Does vulnerability feel like a "threat" to your body? It shouldn't! To ask for help should not feel like weakness! This can be because, for me, for someone to see I was weak, presented a threat to me.
We are building, little-by-little, the safety to say "I'm vulnerable." It can start small. With your spouse. With one friend. It may not have been safe for the child to have needs. But you are no longer a child. However, your body is wise. It's been down this road. It is trying to protect you. Your nervous system is working properly by distrusting.
I must show myself that I am safe. That my friends are safe. That my husband is safe. God is with me. Your body must begin to believe that it is possible. And that will help your system not be so locked up. Your system can start seeing the truth.
You may feel that there is no one there to be with you. It may be just one person. You may have to take a small risk.
"In order to try softer, I have to be aware of what I am feeling in my body."
Before Wendi could respond to her anxiety, I had to figure out how to get my pre-frontal-cortex online. This part of our brain will shut down to protect us. What do you do when you pre-frontal-cortex shuts down and goes off-line. The further we are outside of our window of tolerance, the least likely we are to have any reflection or capacity. Or even to notice.
My cousin Cara was the first one to teach me about this. I'd be on the phone with her, sobbing. I couldn't see the truth! Where was it!? Why could I see it yesterday, but now, I can't believe the truth. Where is the truth? Come back to me!
Cara would say, "You can't see it when you are in it. That's okay. I'll speak the truth for you. You just hang on until you can see it again."
I didn't understand at that point that what she was doing was being a surrogate cortex for me until mine started working properly again.

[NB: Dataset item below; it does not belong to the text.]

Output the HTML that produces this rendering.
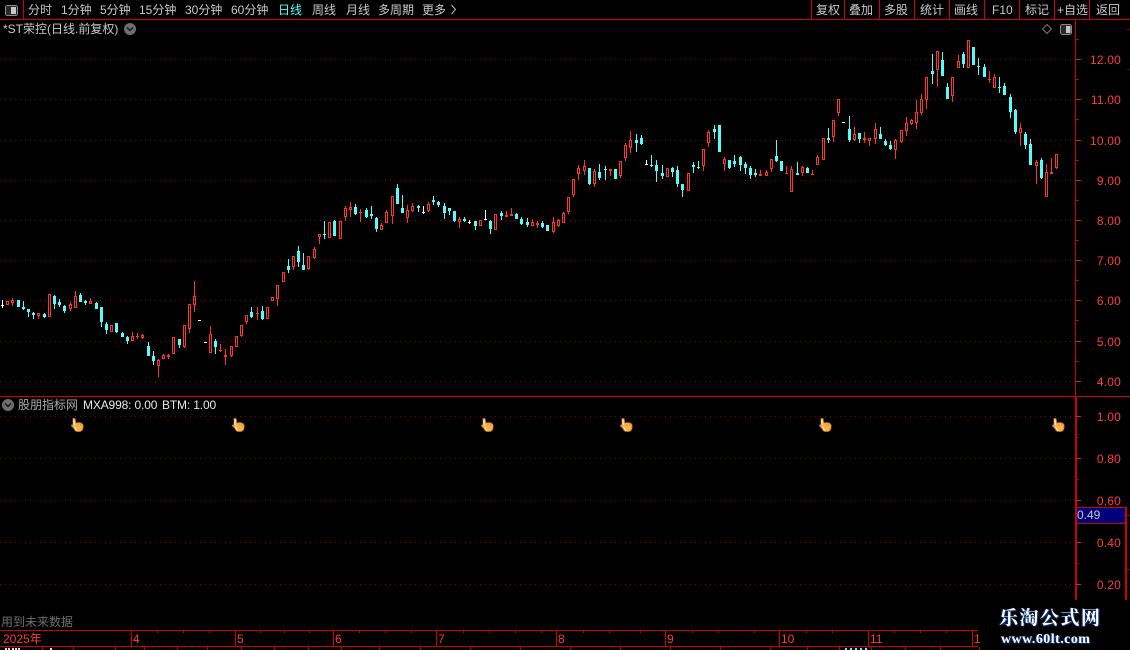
<!DOCTYPE html>
<html><head><meta charset="utf-8"><title>*ST荣控</title>
<style>
html,body{margin:0;padding:0;background:#000;width:1130px;height:650px;overflow:hidden}
body{position:relative;font-family:"Liberation Sans","WenQuanYi Zen Hei","Noto Sans CJK SC",sans-serif;font-size:12px;color:#c0c0c0}
.t{position:absolute;white-space:nowrap;line-height:14px;font-size:12px;top:3px;color:#c8c8c8}
svg{position:absolute;left:0;top:0}
.wm{position:absolute;color:#fff;font-weight:bold;white-space:nowrap;text-shadow:1px 1px 1px #123a80,-1px 0 1px #123a80}
</style></head>
<body>
<svg id="c" width="1130" height="650" viewBox="0 0 1130 650" shape-rendering="crispEdges">
<g fill="#d00000">
<rect x="0" y="19" width="1130" height="1"/>
<rect x="23" y="0" width="1" height="19"/>
<rect x="811" y="0" width="1" height="19"/><rect x="844" y="0" width="1" height="19"/><rect x="879" y="0" width="1" height="19"/><rect x="914" y="0" width="1" height="19"/><rect x="949" y="0" width="1" height="19"/><rect x="984" y="0" width="1" height="19"/><rect x="1019" y="0" width="1" height="19"/><rect x="1054" y="0" width="1" height="19"/><rect x="1089" y="0" width="1" height="19"/>
<rect x="0" y="396" width="1130" height="1"/>
<rect x="1075" y="20" width="1" height="376"/>
<rect x="1075" y="397" width="2" height="203"/>
<rect x="1125" y="507" width="2" height="93"/>
<rect x="0" y="630" width="978" height="1"/>
<rect x="0" y="646" width="978" height="1"/>
<rect x="131" y="631" width="1" height="15"/><rect x="235" y="631" width="1" height="15"/><rect x="333" y="631" width="1" height="15"/><rect x="436" y="631" width="1" height="15"/><rect x="556" y="631" width="1" height="15"/><rect x="665" y="631" width="1" height="15"/><rect x="779" y="631" width="1" height="15"/><rect x="868" y="631" width="1" height="15"/><rect x="972" y="631" width="1" height="15"/>
</g>
<g stroke="#900000" stroke-width="1" stroke-dasharray="1 4" fill="none">
<path d="M0 59.5H1075M0 99.5H1075M0 140.5H1075M0 180.5H1075M0 220.5H1075M0 260.5H1075M0 300.5H1075M0 341.5H1075M0 381.5H1075M0 416.5H1075M0 458.5H1075M0 500.5H1075M0 542.5H1075M0 584.5H1075"/>
</g>
<g id="ticks" fill="#e02020"></g>
<g id="candles"></g>
<!-- panel 0.49 box -->
<rect x="1076.5" y="507.5" width="49" height="16" fill="#00007c" stroke="#d00000"/>
<!-- top-left icon -->
<rect x="5.5" y="5.5" width="12" height="10" rx="2" fill="#2a2a2a" stroke="#8a8a8a"/>
<rect x="11" y="7" width="5" height="7" fill="#c8c8c8"/>
<g shape-rendering="auto">
<circle cx="130" cy="29" r="6" fill="#6e6e6e"/>
<path d="M127 27.5l3 3 3-3" stroke="#111" stroke-width="1.3" fill="none"/>
<circle cx="8" cy="405" r="6" fill="#6e6e6e"/>
<path d="M5 403.5l3 3 3-3" stroke="#111" stroke-width="1.3" fill="none"/>
<path d="M1047 24.5l4.5 4.5-4.5 4.5-4.5-4.5z" fill="none" stroke="#777"/>
<rect x="1060.5" y="24.5" width="11" height="10" rx="2" fill="#2a2a2a" stroke="#8a8a8a"/>
<rect x="1066" y="26" width="4.5" height="7" fill="#c8c8c8"/>
<path d="M451.5 5l4 4.500-4 4.500" stroke="#bbb" fill="none"/>
</g>
<g font-family="Liberation Sans" font-size="12" fill="#ff3c3c" text-anchor="end" letter-spacing=".2" shape-rendering="auto">
<text x="1121" y="64">12.00</text><text x="1121" y="104">11.00</text><text x="1121" y="145">10.00</text><text x="1121" y="185">9.00</text><text x="1121" y="225">8.00</text><text x="1121" y="265">7.00</text><text x="1121" y="305">6.00</text><text x="1121" y="346">5.00</text><text x="1121" y="386">4.00</text>
<text x="1121" y="421">1.00</text><text x="1121" y="463">0.80</text><text x="1121" y="505">0.60</text><text x="1121" y="547">0.40</text><text x="1121" y="589">0.20</text>
</g>
<defs>
<g id="hand" shape-rendering="auto">
<path d="M2 .5h2l.8 4.500c2-.6 5-.5 6.500.8 1 1 1 3 .5 5-.4 1.500-1.500 2.500-3 2.700H6c-1.500-.3-2.500-1.500-3-3L.5 8c-.4-1 .5-1.500 1.500-.8z" fill="#f9b24c" stroke="#c47a1a" stroke-width=".8"/>
<path d="M2.300 1.200h1.200l.4 6.300-1.500-.8zM4 8.500c.8 2 1.500 3.500 2.700 4.300l-1.500-.2-2-3z" fill="#fff2d8"/>
<path d="M7 5.800v2M9.300 6v2" stroke="#d08a2a" stroke-width=".7" fill="none"/>
</g>
</defs>
<use href="#hand" x="71" y="418"/><use href="#hand" x="232" y="418"/><use href="#hand" x="481" y="418"/><use href="#hand" x="620" y="418"/><use href="#hand" x="819" y="418"/><use href="#hand" x="1052" y="418"/>
</svg>

<span class="t" style="left:28px">分时</span>
<span class="t" style="left:61px">1分钟</span>
<span class="t" style="left:100px">5分钟</span>
<span class="t" style="left:139px">15分钟</span>
<span class="t" style="left:185px">30分钟</span>
<span class="t" style="left:231px">60分钟</span>
<span class="t" style="left:278px;color:#54fcfc">日线</span>
<span class="t" style="left:312px">周线</span>
<span class="t" style="left:346px">月线</span>
<span class="t" style="left:378px">多周期</span>
<span class="t" style="left:422px">更多</span>
<span class="t" style="left:816px">复权</span>
<span class="t" style="left:849px">叠加</span>
<span class="t" style="left:884px">多股</span>
<span class="t" style="left:920px">统计</span>
<span class="t" style="left:954px">画线</span>
<span class="t" style="left:992px">F10</span>
<span class="t" style="left:1025px">标记</span>
<span class="t" style="left:1057px">+自选</span>
<span class="t" style="left:1096px">返回</span>
<span class="t" style="left:3px;top:22px">*ST荣控(日线.前复权)</span>
<span class="t" style="left:18px;top:398px;color:#aaa">股朋指标网</span>
<span class="t" style="left:83px;top:398px;color:#e8e8e8;letter-spacing:-.15px">MXA998: 0.00</span>
<span class="t" style="left:162px;top:398px;color:#e8e8e8;letter-spacing:-.15px">BTM: 1.00</span>
<span class="t" style="left:1077px;top:508px;color:#c8c8c8">0.49</span>
<span class="t" style="left:1px;top:615px;color:#6e6e6e">用到未来数据</span>
<span class="t" style="left:3px;top:632px;color:#ff3c3c">2025年</span>
<span class="t" style="left:133px;top:632px;color:#ff3c3c">4</span>
<span class="t" style="left:237px;top:632px;color:#ff3c3c">5</span>
<span class="t" style="left:335px;top:632px;color:#ff3c3c">6</span>
<span class="t" style="left:438px;top:632px;color:#ff3c3c">7</span>
<span class="t" style="left:558px;top:632px;color:#ff3c3c">8</span>
<span class="t" style="left:667px;top:632px;color:#ff3c3c">9</span>
<span class="t" style="left:781px;top:632px;color:#ff3c3c">10</span>
<span class="t" style="left:870px;top:632px;color:#ff3c3c">11</span>
<span class="t" style="left:974px;top:632px;color:#ff3c3c">1</span>
<div class="wm" style="left:999px;top:608px;font:bold 19px/22px 'Liberation Serif','Noto Serif CJK SC',serif;letter-spacing:1.5px">乐淘公式网</div>
<div class="wm" style="left:1001px;top:632px;font:bold 14px/16px 'Liberation Serif',serif;letter-spacing:.45px">www.60lt.com</div>

<script>
var D="w 2 300 305 306 308|r 7 301 301 305 305|r 12 298 300 303 306|c 18 300 300 307 307|c 23 301 307 309 310|c 28 309 309 312 317|c 33 312 313 315 319|r 38 313 313 316 319|c 44 313 314 317 318|r 49 294 294 317 317|c 54 295 296 304 309|c 59 299 302 305 307|c 64 305 306 311 313|r 70 302 304 309 311|r 75 291 296 308 308|c 80 293 295 302 302|c 85 300 301 303 305|r 90 298 301 304 304|c 96 302 303 309 309|c 101 307 307 322 327|c 106 322 324 330 334|r 111 325 325 332 332|c 116 323 323 332 333|c 122 332 333 337 337|c 127 336 337 341 344|r 132 332 336 341 341|r 137 333 336 337 339|r 142 334 335 338 339|c 148 342 346 356 356|c 153 351 356 361 365|r 158 359 360 366 377|r 163 354 355 359 359|r 168 354 355 357 359|r 173 337 337 354 354|c 179 339 339 345 348|r 184 325 325 347 348|r 189 304 304 329 333|r 194 281 296 305 312|w 199 320 320 321 320|w 205 342 342 343 342|r 210 326 334 353 353|c 215 339 341 347 354|r 220 344 350 351 352|r 225 349 355 357 365|r 231 346 346 356 357|r 236 336 336 347 347|r 241 325 325 336 337|r 246 315 315 322 324|c 251 307 312 317 318|r 257 307 313 314 320|c 262 306 311 319 320|r 267 307 307 319 319|r 272 297 297 301 301|r 277 285 285 299 306|r 283 272 272 282 282|c 288 259 266 270 273|r 293 256 256 267 270|c 298 246 251 262 267|c 303 253 265 270 270|r 308 256 256 269 270|r 314 247 249 258 259|r 319 234 234 237 244|c 324 221 234 235 239|r 329 222 222 238 238|c 334 220 221 236 236|r 340 221 221 239 239|r 345 206 208 217 221|r 350 202 207 210 217|c 355 204 207 214 215|r 360 209 212 213 222|c 366 208 210 217 218|c 371 206 214 216 219|c 376 217 218 229 232|r 381 223 225 230 230|r 386 210 212 223 223|r 392 196 196 216 224|c 397 184 188 204 204|c 402 195 208 213 213|r 407 205 210 218 223|r 412 203 206 211 212|c 418 205 206 208 212|w 423 206 212 213 214|r 428 202 204 211 212|c 433 196 200 202 205|c 438 201 202 205 207|c 444 203 206 213 219|c 449 208 208 211 215|c 454 211 211 221 222|r 459 217 219 222 228|c 464 217 219 221 222|w 469 220 222 223 224|c 475 221 221 226 230|r 480 220 220 226 226|w 485 210 219 220 219|c 490 220 221 229 234|r 495 214 214 230 230|c 501 211 213 216 220|r 506 211 215 217 217|r 511 208 214 216 216|c 516 213 214 219 219|c 521 217 219 224 225|c 527 218 222 225 227|r 532 219 222 226 226|r 537 221 223 225 228|c 542 221 223 227 228|c 547 225 225 231 231|r 553 217 222 232 233|r 558 219 220 226 227|r 563 212 213 223 223|r 568 197 197 212 214|r 573 179 179 195 197|r 578 165 168 174 180|r 584 160 166 171 175|c 589 168 168 184 185|r 594 169 171 184 187|c 599 164 172 178 180|c 605 166 169 170 180|r 610 169 169 171 176|c 615 169 169 179 179|r 620 161 161 176 178|r 625 143 145 158 161|r 630 131 140 148 153|c 636 134 140 143 152|c 641 135 138 144 145|w 646 160 164 165 165|c 651 155 165 166 167|c 656 160 165 171 182|c 662 165 173 176 179|r 667 168 168 177 177|c 672 167 168 172 177|c 677 166 170 184 187|c 682 184 184 190 197|r 688 173 173 191 191|c 693 162 165 167 173|c 698 161 167 168 169|r 703 149 149 166 171|r 708 130 132 143 147|c 714 125 129 132 139|c 719 125 125 152 152|r 724 157 159 164 171|c 729 160 160 168 169|c 734 155 161 164 167|c 740 156 157 165 171|c 745 162 164 168 174|c 750 166 168 175 179|c 755 169 173 175 177|r 760 170 174 176 176|r 766 170 172 176 176|r 771 159 159 169 172|c 776 140 156 161 162|c 781 161 161 171 171|r 786 166 173 174 174|r 791 166 169 192 192|c 797 162 173 175 175|r 802 166 167 173 176|c 807 167 168 173 173|r 812 170 174 175 175|r 817 155 157 165 165|r 823 138 138 160 160|c 828 128 138 140 143|r 833 120 120 137 142|r 838 99 99 113 116|w 843 122 122 123 122|c 849 116 129 140 142|r 854 127 134 140 141|c 859 133 133 139 143|r 864 132 138 140 143|r 869 138 138 141 146|r 875 123 129 139 144|c 880 127 134 139 139|c 885 139 141 145 146|c 890 141 145 149 150|r 895 139 140 150 159|r 901 130 130 142 143|r 906 117 123 131 136|r 911 119 120 124 125|r 916 100 112 123 129|r 921 94 99 113 115|r 926 77 77 100 109|c 932 54 71 74 84|r 937 51 51 70 87|c 942 52 60 76 76|c 947 83 87 99 99|r 952 77 77 96 102|r 958 55 61 68 68|c 963 52 54 64 68|r 968 40 40 68 68|c 973 47 47 65 65|c 978 58 66 67 75|c 984 64 67 77 77|r 989 71 79 80 83|r 994 74 77 88 88|c 999 77 87 88 93|c 1004 83 86 95 95|c 1010 94 97 112 118|c 1015 109 110 132 134|r 1020 123 128 133 146|c 1025 132 134 145 149|c 1030 139 144 165 165|r 1036 160 162 166 184|c 1041 158 160 178 179|r 1046 164 172 197 197|r 1051 158 172 174 174|r 1056 154 154 168 169";
var col={r:'#ff3232',c:'#54fcfc',w:'#ffffff'},h='';
function R(x,y,w,he,f){return '<rect x="'+x+'" y="'+y+'" width="'+w+'" height="'+he+'" fill="'+f+'"/>';}
D.split('|').forEach(function(s){var p=s.split(' '),t=p[0],x=+p[1],wt=+p[2],bt=+p[3],bb=+p[4],wb=+p[5],c=col[t];
 if(wb>wt)h+=R(x,wt,1,wb-wt,c);
 var bh=Math.max(1,bb-bt);
 h+=R(x-1,bt,3,bh,c);
 if(t=='r'&&bh>=3)h+=R(x,bt+1,1,bh-2,'#000');
});
document.getElementById('candles').innerHTML=h;
var tk='';
[59,99,140,180,220,260,300,341,381,416,458,500,542,584].forEach(function(y){tk+=R(1076,y,5,1,'#e02020');});
[39,79,119,160,200,240,280,320,361,437,479,521,563].forEach(function(y){tk+=R(1076,y,3,1,'#c00000');});
[157,183,209,260,284,309,359,385,411,463,489,515,541,583,609,640,692,718,754,806,832,894,920,946].forEach(function(x){tk+=R(x,631,1,2,'#c00000');});
[42,73,115,144,177,207,241,274,308,341,379,420,470,520,570,620,670,720,770,807,839,871,905,940,979].forEach(function(x){tk+=R(x,647,1,3,'#c00000');});
[5,8,12,15,18,50,845,850,855,860,865].forEach(function(x,i){tk+=R(x,648,2,2,i>5?'#54fcfc':'#ddd');});
[515,569,29,69].forEach(function(y){tk+=R(1127,y,3,1,'#800000');});
document.getElementById('ticks').innerHTML=tk;
</script>
</body></html>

Sometimes you can get so far out of your window and you are so far gone. GROUNDING is a great way to try to get back into the present moment. Pay attention to something you can actually feel. Take your shoes off. Feel the grass. Hold a rock. Notice the weight. Try to bring yourself back to reality. When our bodies are really disregulated, it is a way of almost leaving ourselves.
Each time you do this, you are making your muscles stronger. And each time, your body will believe you a little more. We are teaching our bodies to tell the difference between past and present. That was in the past. We are now in the present moment. This moment is actually safe. Do you see the grass? Do you see the sun? Do you see the threat? And our body says, "Ohhhh, it IS in the past."